Vu la procédure suivante :
I - Par une requête enregistrée le 15 février 2022 sous le numéro 22DA00353, la société du parc éolien de Mesbrecourt-Richecourt, représentée par Me Hélène Gélas, demande à la cour :
1°) d'annuler la décision implicite, née le 26 décembre 2021, par laquelle le préfet de l'Aisne a refusé de lui délivrer l'autorisation environnementale de créer et exploiter un parc de trois éoliennes et deux postes de livraison sur le territoire de la commune de Mesbrecourt-Richecourt ;
2°) de délivrer cette autorisation ou sinon d'enjoindre au préfet de la délivrer ou de reprendre l'instruction de sa demande ;
3°) de mettre à la charge de l'Etat une somme de 2 000 euros au titre des frais exposés et non compris dans les dépens.
Elle soutient que l'arrêté est entaché de défaut de motivation et que le projet ne porte pas atteinte aux intérêts protégés au titre de l'article L. 511-1 du code de l'environnement.
Par une ordonnance du 15 mai 2023, la clôture de l'instruction a été fixée au même jour en application du dernier alinéa de l'article R. 613-1 du code de justice administrative.
Le ministre de la transition écologique et de la cohésion des territoires a déposé un mémoire le 5 juin 2023 après la clôture de l'instruction.
II - Par une requête et un mémoire enregistrés les 30 septembre 2022 et 26 avril 2023 sous le numéro 22DA02015, la société du parc éolien de Mesbrecourt-Richecourt et la commune de Mesbrecourt-Richecourt, représentées par Me Hélène Gélas, demandent à la cour :
1°) d'annuler l'arrêté du 1er août 2022 par lequel le préfet de l'Aisne a refusé de délivrer l'autorisation environnementale de créer et exploiter un parc de trois éoliennes et deux postes de livraison sur le territoire de la commune de Mesbrecourt-Richecourt ;
2°) de délivrer cette autorisation en l'assortissant en tant que de besoin des prescriptions nécessaires à la préservation des intérêts mentionnés à l'article L. 511-1 du code de l'environnement ou sinon d'enjoindre au préfet, sous astreinte, de délivrer cette autorisation en fixant les prescriptions techniques ou de reprendre l'instruction de sa demande ;
3°) de mettre à la charge de l'Etat une somme de 2 000 euros au titre des frais exposés et non compris dans les dépens.
Elles soutiennent que la commune a intérêt à agir, que l'arrêté est entaché d'incompétence et d'insuffisance de motivation et que le projet ne porte pas atteinte à la biodiversité.

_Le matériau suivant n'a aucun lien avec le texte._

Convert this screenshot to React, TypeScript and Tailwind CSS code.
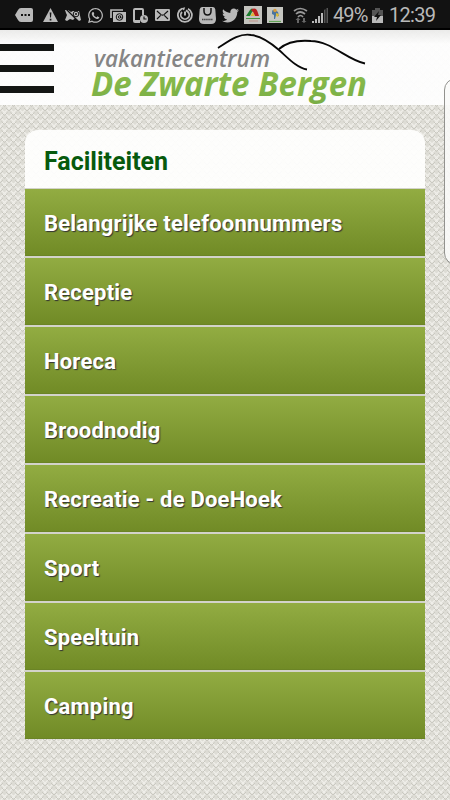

Par un mémoire enregistré le 7 mars 2023, le ministre de la transition écologique et de la cohésion des territoires conclut au rejet de la requête.

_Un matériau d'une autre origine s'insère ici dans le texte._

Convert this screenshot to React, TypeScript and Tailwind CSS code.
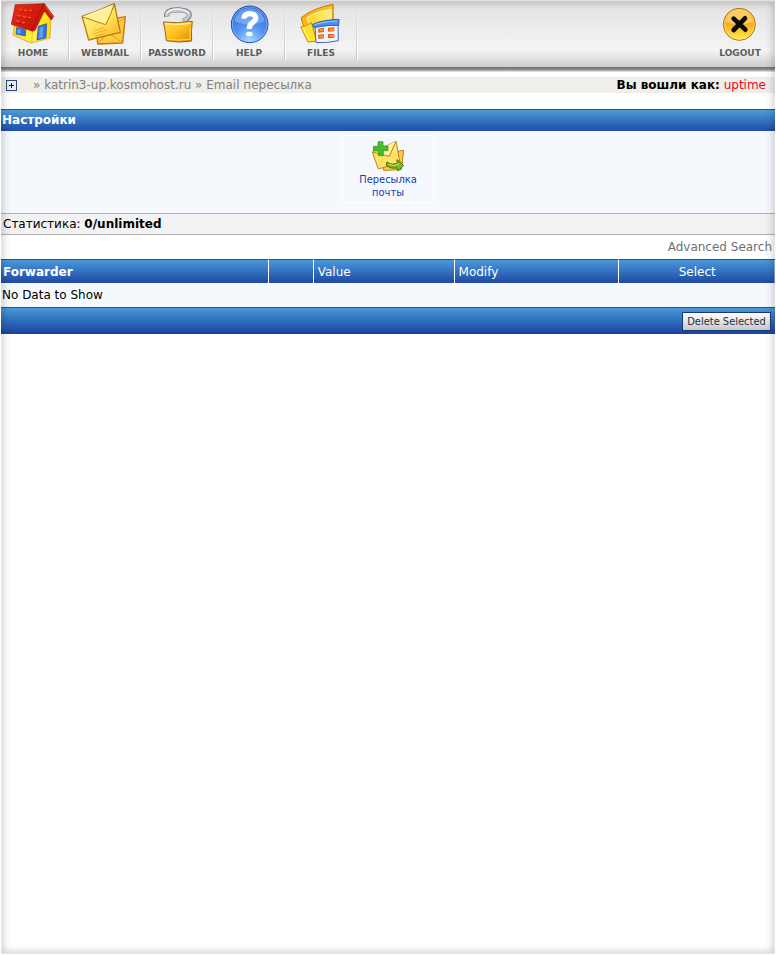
import type { ReactNode } from 'react';

function HomeIcon() {
  return (
    <svg viewBox="27 6 144 132" className="w-12 h-11" aria-hidden="true">
      <defs>
        <linearGradient id="roof" x1="0" y1="0" x2="1" y2="1">
          <stop offset="0" stopColor="#e8331a" />
          <stop offset="0.5" stopColor="#d81e0e" />
          <stop offset="1" stopColor="#b00d06" />
        </linearGradient>
        <linearGradient id="wall" x1="0" y1="0" x2="1" y2="0">
          <stop offset="0" stopColor="#ffe21a" />
          <stop offset="0.6" stopColor="#fff04a" />
          <stop offset="1" stopColor="#ffdc00" />
        </linearGradient>
      </defs>
      <path d="M44 72L39 105L93 129L150 114L152 52L133 32L98 88Z" fill="url(#wall)" stroke="#c9971a" strokeWidth="2" strokeLinejoin="round" />
      <path d="M98 92L95 127" stroke="#e8bd00" strokeWidth="2" />
      <path d="M50 82L77 89L76 108L48 102Z" fill="#2f6fe0" stroke="#2450a4" strokeWidth="2" />
      <path d="M53 86L64 89L62 102L51 99Z" fill="#5b9bf5" />
      <path d="M115 79L140 71L138 113L111 120Z" fill="#3577dc" stroke="#20499c" strokeWidth="2" />
      <path d="M119 83L130 80L128 112L117 115Z" fill="#5ea2f5" />
      <path d="M46 14L133 11L96 93L34 73Z" fill="url(#roof)" stroke="#a8140b" strokeWidth="2" strokeLinejoin="round" />
      <path d="M133 11L161 49L154 60L133 33L105 91L96 94L122 30Z" fill="#cf1b0e" stroke="#98100a" strokeWidth="2" strokeLinejoin="round" />
      <path d="M135 17L156 47" stroke="#f0573a" strokeWidth="3" />
      <path d="M55 30q6 10 14 2q5 10 14 2q5 9 14 1q5 8 13 0M48 49q7 10 16 3q6 10 16 2q6 9 15 1M43 66q8 9 17 3q7 9 16 3" fill="none" stroke="#a91008" strokeWidth="2" />
      <path d="M58 26q5 8 8 1M73 28q5 8 8 1M88 29q5 7 7 1M52 44q6 8 9 1M69 48q6 8 9 1M85 50q5 7 7 1M49 61q5 6 8 1M66 65q5 6 8 1" stroke="#f9522e" strokeWidth="4" fill="none" />
    </svg>
  );
}

function MailIcon() {
  return (
    <svg viewBox="243 6 144 132" className="w-12 h-11" aria-hidden="true">
      <defs>
        <linearGradient id="mail" x1="0" y1="0" x2="1" y2="1">
          <stop offset="0" stopColor="#fff5a0" />
          <stop offset="0.55" stopColor="#ffe358" />
          <stop offset="1" stopColor="#ffab22" />
        </linearGradient>
      </defs>
      <g stroke="#b87b0c" strokeWidth="4" strokeLinejoin="round">
        <path d="M288 73Q326 59 376 50L368 129Q328 131 293 132Z" fill="#ffc940" />
        <path d="M292 130L326 100L368 128M340 78L376 52" fill="none" stroke="#e09c24" strokeWidth="3" />
        <path d="M246 49Q294 34 343 11L361 97Q318 107 266 120Q258 88 246 49Z" fill="url(#mail)" />
        <path d="M247 50Q284 64 317 74Q333 44 343 12" fill="#fff09a" strokeWidth="3" />
        <path d="M266 118L292 68M361 96L322 67" fill="none" stroke="#f2c850" strokeWidth="2" />
      </g>
      <path d="M284 92L311 83M280 101L322 89M285 109L314 101" stroke="#f5a52d" strokeWidth="3" />
      <path d="M253 50Q296 37 337 18" stroke="#fffbd0" strokeWidth="3" fill="none" />
    </svg>
  );
}

function PasswordIcon() {
  return (
    <svg viewBox="39 6 144 132" className="w-12 h-11" aria-hidden="true">
      <defs>
        <linearGradient id="lock" x1="0" y1="0" x2="1" y2="1">
          <stop offset="0" stopColor="#ffd84c" />
          <stop offset="0.45" stopColor="#ffc424" />
          <stop offset="1" stopColor="#dc8700" />
        </linearGradient>
      </defs>
      <path d="M80 50Q77 29 112 29Q148 30 148 45Q148 53 130 64" fill="none" stroke="#77777f" strokeWidth="15" />
      <path d="M80 49Q78 30 112 30Q147 31 147 45Q146 53 130 63" fill="none" stroke="#c3c3cc" strokeWidth="11" />
      <path d="M80 42Q86 27 114 27Q141 29 147 41" fill="none" stroke="#f5f5fb" strokeWidth="4" />
      <path d="M70 66Q111 71 157 64Q153 91 155 123Q118 130 79 122Q76 91 70 66Z" fill="url(#lock)" stroke="#9d670b" strokeWidth="3" strokeLinejoin="round" />
      <path d="M75 71Q112 76 151 69" stroke="#fff1a0" strokeWidth="4" fill="none" />
      <path d="M82 117Q116 123 150 118L151 83" stroke="#ffde5c" strokeWidth="3" fill="none" />
    </svg>
  );
}

function HelpIcon() {
  return (
    <svg viewBox="255 6 144 132" className="w-12 h-11" aria-hidden="true">
      <defs>
        <radialGradient id="help" cx="0.5" cy="0.95" r="0.9">
          <stop offset="0" stopColor="#a8dcff" />
          <stop offset="0.45" stopColor="#5496f2" />
          <stop offset="1" stopColor="#2f68d8" />
        </radialGradient>
      </defs>
      <circle cx="329" cy="73" r="55" fill="url(#help)" stroke="#2449a6" strokeWidth="3" />
      <circle cx="329" cy="73" r="52" fill="none" stroke="#9cc6fa" strokeWidth="2" />
      <path d="M284 64Q290 27 329 24Q368 27 374 64Q328 82 284 64Z" fill="#9bc6fb" opacity="0.5" />
      <path d="M312 56Q312 41 330 41Q349 43 347 56Q345 63 336 69Q328 74 328 87" fill="none" stroke="#fff" strokeWidth="16" />
      <ellipse cx="328" cy="102" rx="10" ry="7" fill="#fff" />
    </svg>
  );
}

function FilesIcon() {
  return (
    <svg viewBox="51 6 144 132" className="w-12 h-11" aria-hidden="true">
      <defs>
        <linearGradient id="folder" x1="0" y1="0" x2="1" y2="1">
          <stop offset="0" stopColor="#ff9a0c" />
          <stop offset="0.5" stopColor="#ffc522" />
          <stop offset="1" stopColor="#f39a0e" />
        </linearGradient>
        <linearGradient id="sheet" x1="0" y1="0" x2="1" y2="0">
          <stop offset="0" stopColor="#ffd21f" />
          <stop offset="1" stopColor="#fff07a" />
        </linearGradient>
      </defs>
      <path d="M63 53Q99 24 159 13L160 62L109 123L84 124Z" fill="url(#folder)" stroke="#c67d0c" strokeWidth="3" strokeLinejoin="round" />
      <path d="M80 54Q107 35 153 28V67L98 94Z" fill="url(#sheet)" stroke="#fff8cf" strokeWidth="3" />
      <path d="M62 81Q81 78 94 68L110 124L84 126Z" fill="#ffe02c" stroke="#d18b0d" strokeWidth="3" strokeLinejoin="round" />
      <path d="M70 86L88 120" stroke="#fff6a0" strokeWidth="3" />
      <path d="M105 79L174 75L175 122Q144 129 108 128Z" fill="#eef4ff" stroke="#3969b9" strokeWidth="3" />
      <path d="M98 73Q129 59 177 58L176 76Q137 74 102 83Z" fill="#4b90ea" stroke="#2d61b8" strokeWidth="3" strokeLinejoin="round" />
      <path d="M103 74Q132 64 172 63" stroke="#94c8ff" strokeWidth="3" fill="none" />
      <path d="M114 86L132 83V96L115 98ZM144 83L163 82V94L144 95ZM114 104L132 103V115L115 117ZM144 102L163 102V113L144 115Z" fill="#ea5a1c" />
      <path d="M119 91L131 90M149 89H162M119 110L131 109M149 108L162 107" stroke="#ffa13a" strokeWidth="5" />
    </svg>
  );
}

function LogoutIcon() {
  return (
    <svg viewBox="78 6 144 132" className="w-12 h-11" aria-hidden="true">
      <defs>
        <linearGradient id="exit" x1="0" y1="0" x2="0" y2="1">
          <stop offset="0" stopColor="#f6a92a" />
          <stop offset="0.5" stopColor="#f8ad20" />
          <stop offset="1" stopColor="#fff04e" />
        </linearGradient>
      </defs>
      <circle cx="148" cy="73" r="48" fill="url(#exit)" stroke="#a8700e" strokeWidth="3" />
      <circle cx="148" cy="73" r="45" fill="none" stroke="#ffe58a" strokeWidth="2" />
      <path d="M108 66Q112 31 148 29Q184 31 188 66Q148 80 108 66Z" fill="#ffdf8c" opacity="0.6" />
      <path d="M131 56L166 89M165 55L131 90" stroke="#0a0a0a" strokeWidth="14" strokeLinecap="round" />
    </svg>
  );
}

function ForwardIcon() {
  return (
    <svg viewBox="109 27 102 102" className="w-[34px] h-[34px]" aria-hidden="true">
      <g stroke="#c2820f" strokeWidth="3" strokeLinejoin="round">
        <path d="M145 71L207 61L200 119L147 121Z" fill="#ffc94b" />
        <path d="M113 66L184 34L196 98L131 117Z" fill="#ffe36a" />
        <path d="M113 66L164 79L184 34" fill="#fff2a2" />
        <path d="M131 116L147 75M195 98L166 76" fill="none" stroke="#f2c850" strokeWidth="2" />
      </g>
      <path d="M130 35H145V48H160V62H146V77H131V63H116V49H130Z" fill="#48b92b" stroke="#2f8f20" strokeWidth="2" />
      <path d="M134 39H139V53H154" stroke="#66cc44" strokeWidth="2" fill="none" />
      <path d="M157 96Q174 108 188 98L187 89L207 106L190 123L188 114Q170 118 155 107Z" fill="#83ba21" stroke="#416f0a" strokeWidth="3" strokeLinejoin="round" />
      <path d="M161 103Q176 110 193 102" stroke="#c5e761" strokeWidth="3" fill="none" />
    </svg>
  );
}

function NavLink({ label, children }: { label: string; children: ReactNode }) {
  return (
    <a href="#" className="flex w-[70px] flex-col items-center pt-[2px] text-[9px] leading-[14px] font-bold text-[#5c5c5c]">
      {children}
      {label}
    </a>
  );
}

function Divider() {
  return (
    <div className="flex h-15 shrink-0">
      <div className="w-px bg-linear-to-b from-transparent to-[#c8c8c8]" />
      <div className="w-px bg-linear-to-b from-transparent to-white" />
    </div>
  );
}

const NAV = [
  { label: 'HOME', icon: <HomeIcon /> },
  { label: 'WEBMAIL', icon: <MailIcon /> },
  { label: 'PASSWORD', icon: <PasswordIcon /> },
  { label: 'HELP', icon: <HelpIcon /> },
  { label: 'FILES', icon: <FilesIcon /> },
];

export default function App() {
  return (
    <div className="relative min-h-screen bg-white px-px pb-px font-['DejaVu_Sans',Verdana,sans-serif] text-xs leading-4 text-black">
      {/* Toolbar */}
      <header className="flex h-[67px] items-start justify-between bg-linear-to-b from-[#e2e2e2] via-[#f4f4f4] via-75% to-[#cdcdcd]">
        <nav className="-ml-[3px] flex">
          {NAV.map(item => (
            <div key={item.label} className="flex">
              <NavLink label={item.label}>{item.icon}</NavLink>
              <Divider />
            </div>
          ))}
        </nav>
        <NavLink label="LOGOUT"><LogoutIcon /></NavLink>
      </header>
      <div className="h-[5px] bg-linear-to-b from-[#6e6e6e] via-[#8c8c8c] to-[#f0f0f0]" />

      {/* Breadcrumb */}
      <div className="mt-[5px] flex items-center justify-between bg-[#f0eee9] pr-[9px] pl-[5px]">
        <div className="flex items-center text-[#808080]">
          <button type="button" aria-label="Expand" className="mr-4 flex h-[11px] w-[11px] items-center justify-center border border-[#2d4775] bg-[#e4edf9]">
            <svg viewBox="0 0 7 7" className="h-[7px] w-[7px]" aria-hidden="true">
              <path d="M1 3h5v1H1zM3 1h1v5H3z" fill="#101c38" />
            </svg>
          </button>
          <span>»&nbsp;<a href="#">katrin3-up.kosmohost.ru</a> » Email пересылка</span>
        </div>
        <div><b>Вы вошли как:</b> <span className="text-[#f0001c]">uptime</span></div>
      </div>

      {/* Settings */}
      <h1 className="mt-4 h-[22px] border-y border-[#2050ac] bg-linear-to-b from-[#4d9ddb] to-[#2250a8] px-px leading-5 font-bold text-white">Настройки</h1>
      <section className="flex justify-center bg-[#f5f9fd] pt-1 pb-[10px]">
        <a href="#" className="flex w-[92px] flex-col items-center border border-white px-3 py-[3px] text-center font-['DejaVu_Sans_Condensed','Noto_Sans',sans-serif] text-[11px] leading-[13px] text-[#2038b8]">
          <ForwardIcon />
          Пересылка почты
        </a>
      </section>
      <div className="border-y border-[#b0b0b0] bg-[#f2f2f2] px-[2px] leading-5">
        Статистика: <b>0/unlimited</b>
      </div>

      <div className="px-[3px] py-1 text-right text-[#707070]">
        <a href="#">Advanced Search</a>
      </div>

      {/* Forwarders */}
      <table className="w-full table-fixed border-separate border-spacing-0 text-left">
        <colgroup>
          <col className="w-[34.6%]" />
          <col className="w-[5.8%]" />
          <col className="w-[18.2%]" />
          <col className="w-[21.3%]" />
          <col />
        </colgroup>
        <thead>
          <tr className="h-6 bg-linear-to-b from-[#4d9ddb] to-[#2148a4] text-white [&>th]:border-t [&>th]:border-t-[#2050ac]">
            <th className="border-r border-r-white px-[2px]">Forwarder</th>
            <th className="border-r border-r-white"></th>
            <th className="border-r border-r-white px-1 font-normal">Value</th>
            <th className="border-r border-r-white px-1 font-normal">Modify</th>
            <th className="text-center font-normal">Select</th>
          </tr>
        </thead>
        <tbody>
          <tr className="h-6 bg-[#f5f9fd]">
            <td colSpan={5} className="px-px">No Data to Show</td>
          </tr>
        </tbody>
        <tfoot>
          <tr className="h-[27px] bg-linear-to-b from-[#4d9ddb] to-[#1c409c]">
            <td colSpan={5} className="border-t border-[#2050ac] pr-1 text-right">
              <button type="button" className="inline-block h-[19px] w-[89px] border border-[#17377c] bg-linear-to-b from-white to-[#c8c8c8] text-center align-middle font-['DejaVu_Sans_Condensed','Noto_Sans',sans-serif] text-[11px] leading-[17px] whitespace-nowrap text-[#252f40]">
                Delete Selected
              </button>
            </td>
          </tr>
        </tfoot>
      </table>

      {/* Inner shade along the window edges */}
      <div className="pointer-events-none absolute inset-px border border-black/10 shadow-[inset_0_0_8px_rgba(0,0,0,0.25)]" />
    </div>
  );
}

Il soutient que les moyens de la requête ne sont pas fondés.
Par une ordonnance du 17 mai 2023, la clôture de l'instruction a été fixée au même jour en application du dernier alinéa de l'article R. 613-1 du code de justice administrative.
Vu les autres pièces des dossiers.
Vu :
- le code de l'environnement ;
- le code des relations entre le public et l'administration ;
- le décret n° 2004-374 du 29 avril 2004 relatif aux pouvoirs des préfets, à l'organisation et à l'action des services de l'Etat dans les régions et départements ;
- le code de justice administrative.
Les parties ont été régulièrement averties du jour de l'audience.
Ont été entendus au cours de l'audience publique :
- le rapport de M. Marc Heinis, président de chambre,
- les conclusions de M. Stéphane Eustache, rapporteur public,
- les observations de Me Eléonore Kerjean-Gauducheau, représentant société du parc éolien de Mesbrecourt-Richecourt et la commune de Mesbrecourt-Richecourt.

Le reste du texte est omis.